Equivalent Performance (All Three APIs)

  1. CPU-bound transforms (XOR): When the transform does significant work per byte, the overhead difference is masked
  2. Push streams: All three APIs have similar backpressure overhead
  3. Large chunk throughput: When chunks are large, all APIs are limited by memory bandwidth
  4. bytes() collection: All require the same concatenation work

Node.js Streams vs Web Streams

Node.js Streams and Web Streams generally perform similarly, with Node.js Streams having a slight edge in some push-based scenarios due to its mature backpressure implementation. Both are significantly slower than the New Streams API in scenarios where async overhead dominates.

Notes

  1. Batched model tradeoff: The new API yields Uint8Array[] batches instead of single Uint8Array chunks. This amortizes async overhead but adds array allocation for the batch wrapper.

  2. GC pressure in benchmarks: Rapid benchmarking (100+ iterations) can trigger GC pauses that disproportionately affect the New Streams API due to its object allocation patterns. Real-world usage with longer intervals between stream operations doesn't show this effect.

  3. Node.js environment: These benchmarks run in Node.js. Browser performance may differ due to different stream implementations.

  4. Variance: Results can vary by 10-20% between runs due to GC, JIT warmup, and system load. "Within noise" or "~same" means the difference is not statistically significant.

  5. Reference implementation: This is not a production-optimized implementation.
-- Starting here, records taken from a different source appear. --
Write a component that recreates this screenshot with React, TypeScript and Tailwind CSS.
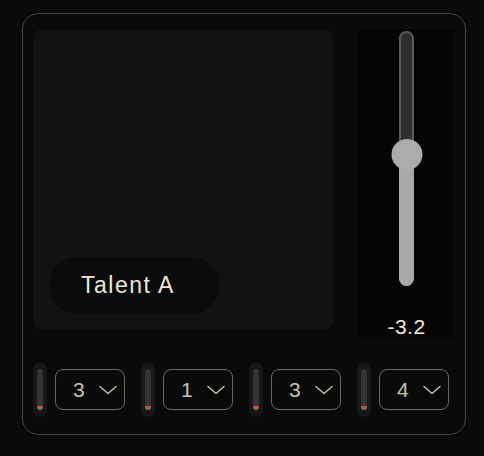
const channels = [3, 1, 3, 4];

function Meter() {
  return (
    <div className="flex h-[55px] w-[14px] items-center justify-center rounded-full bg-[#17171a]">
      <div className="flex h-[41px] w-[6px] flex-col justify-end overflow-hidden rounded-full bg-[#343434]">
        <div className="h-[2px] w-full bg-[#b3583f]" />
        <div className="h-[2px] w-full bg-[#6f7a55]" />
      </div>
    </div>
  );
}

function ChannelSelect({ value }: { value: number }) {
  return (
    <div className="flex h-[41px] w-[70px] items-center rounded-lg border-[1.5px] border-[#6e675d] pl-[17px] pr-[7px]">
      <span className="text-[21px] leading-none text-[#c8c0b1]">{value}</span>
      <svg
        className="ml-auto"
        width="18"
        height="10"
        viewBox="0 0 18 10"
        fill="none"
        stroke="#c8c0b1"
        strokeWidth="1.5"
        strokeLinecap="round"
        strokeLinejoin="round"
      >
        <path d="M1 1.5l8 7 8-7" />
      </svg>
    </div>
  );
}

export default function App() {
  return (
    <div
      className="min-h-[456px] w-[484px] bg-[#0a0a0a] pl-[22px] pt-[13px]"
      style={{ fontFamily: '"Liberation Sans", Arial, sans-serif' }}
    >
      <div className="flex h-[422px] w-[444px] flex-col rounded-2xl border border-[#4a443b] bg-[#0a0a0a] px-[10px] pt-4">
        <div className="flex items-start gap-[25px]">
          <div className="flex h-[299px] w-[300px] flex-col justify-end rounded-lg bg-[#121212] pb-[15px] pl-4">
            <div className="flex h-[57px] w-[170px] items-center rounded-full bg-[#0b0b0b] pl-8">
              <span className="text-[23px] leading-none tracking-[1.5px] text-[#efe6d3]">Talent A</span>
            </div>
          </div>
          <div className="flex h-[309px] w-[97px] flex-col items-center bg-[#050505] pt-[1px]">
            <div className="relative h-[255px] w-[15px] rounded-full border-2 border-[#5c5c5c] bg-[#2e2e2e]">
              <div className="absolute bottom-[-2px] left-[-2px] h-[134px] w-[15px] rounded-b-full bg-[#a9a9a9]" />
              <div className="absolute left-1/2 top-[106px] h-[31px] w-[31px] -translate-x-1/2 rounded-full bg-[#acacac]" />
            </div>
            <span className="mt-[29px] text-[21px] leading-6 tracking-[0.5px] text-[#f3ebdc]">-3.2</span>
          </div>
        </div>
        <div className="mt-[23px] flex items-center gap-4">
          {channels.map((c, i) => (
            <div key={i} className="flex items-center gap-2">
              <Meter />
              <ChannelSelect value={c} />
            </div>
          ))}
        </div>
      </div>
    </div>
  );
}
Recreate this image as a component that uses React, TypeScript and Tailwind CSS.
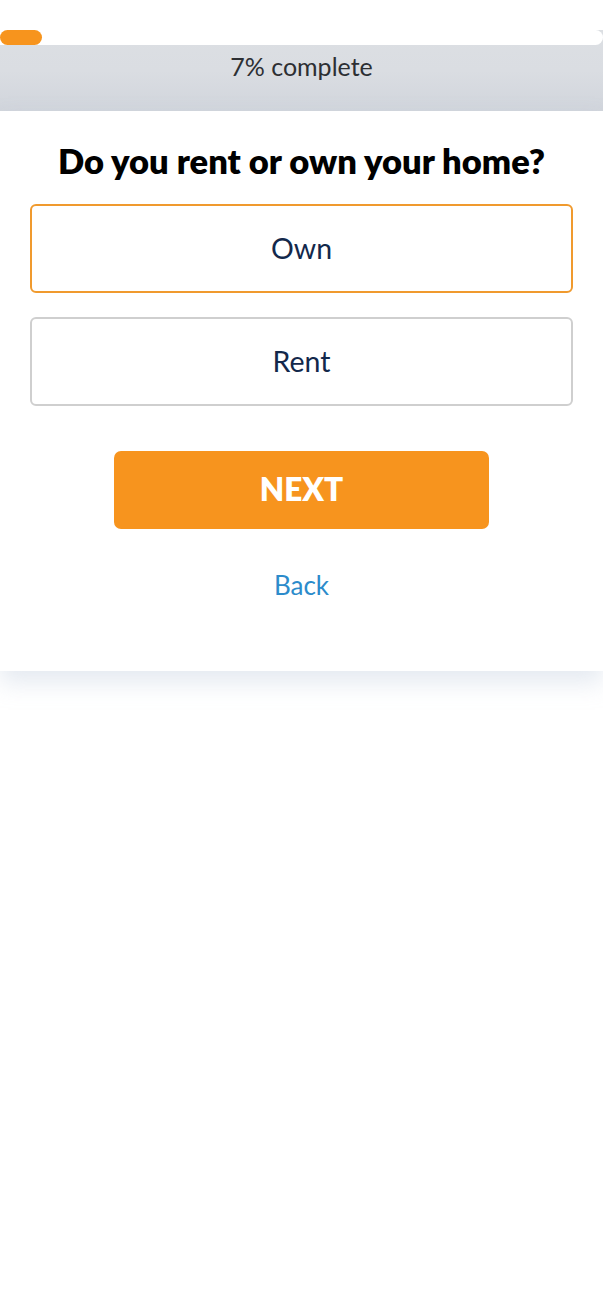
import React from "react";

export default function App() {
  return (
    <div className="min-h-[1311px] bg-white" style={{ fontFamily: "Lato, 'Noto Sans', sans-serif" }}>
      <div className="h-[30px] bg-white" />
      <div className="bg-gradient-to-b from-[#dcdfe3] via-[#dadde2] to-[#d1d5dc]">
        <div className="h-[15px] bg-white rounded-r-full relative">
          <div className="absolute left-0 top-0 h-[15px] w-[42px] rounded-full bg-[#f7941d]" />
        </div>
        <div className="h-[66px] pt-[6px] text-center text-[25px] leading-[30px] text-[#2d2f33]">
          7% complete
        </div>
      </div>
      <div className="bg-white shadow-[0_12px_22px_rgba(180,195,215,0.35)] px-[30px] pt-[30px] pb-[68px] flex flex-col items-center">
        <h1 className="text-[34.5px] leading-[40px] font-extrabold text-black text-center whitespace-nowrap">
          Do you rent or own your home?
        </h1>
        <button className="mt-[23px] w-full h-[89px] rounded-[6px] border-2 border-[#f09a2e] bg-white text-[28.5px] text-[#13284b]">
          Own
        </button>
        <button className="mt-[24px] w-full h-[89px] rounded-[6px] border-2 border-[#cfcfcf] bg-white text-[28.5px] text-[#13284b]">
          Rent
        </button>
        <button className="mt-[45px] w-[375px] h-[78px] rounded-[7px] bg-[#f7941e] text-white text-[31.5px] font-extrabold">
          NEXT
        </button>
        <div className="mt-[38px] text-[26px] leading-[36px] text-[#2c8bcb]">Back</div>
      </div>
    </div>
  );
}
A native implementation could be faster.

  6. Benchmark ordering: CPU-intensive benchmarks (like XOR transform) use global warmup of all three implementations before measurement to avoid JIT compilation bias.

  7. Node.js Streams specifics: Node.js Streams use Readable, Transform, PassThrough, and Writable from the node:stream module. For push-based scenarios, PassThrough with cork()/uncork() is used for batch writes.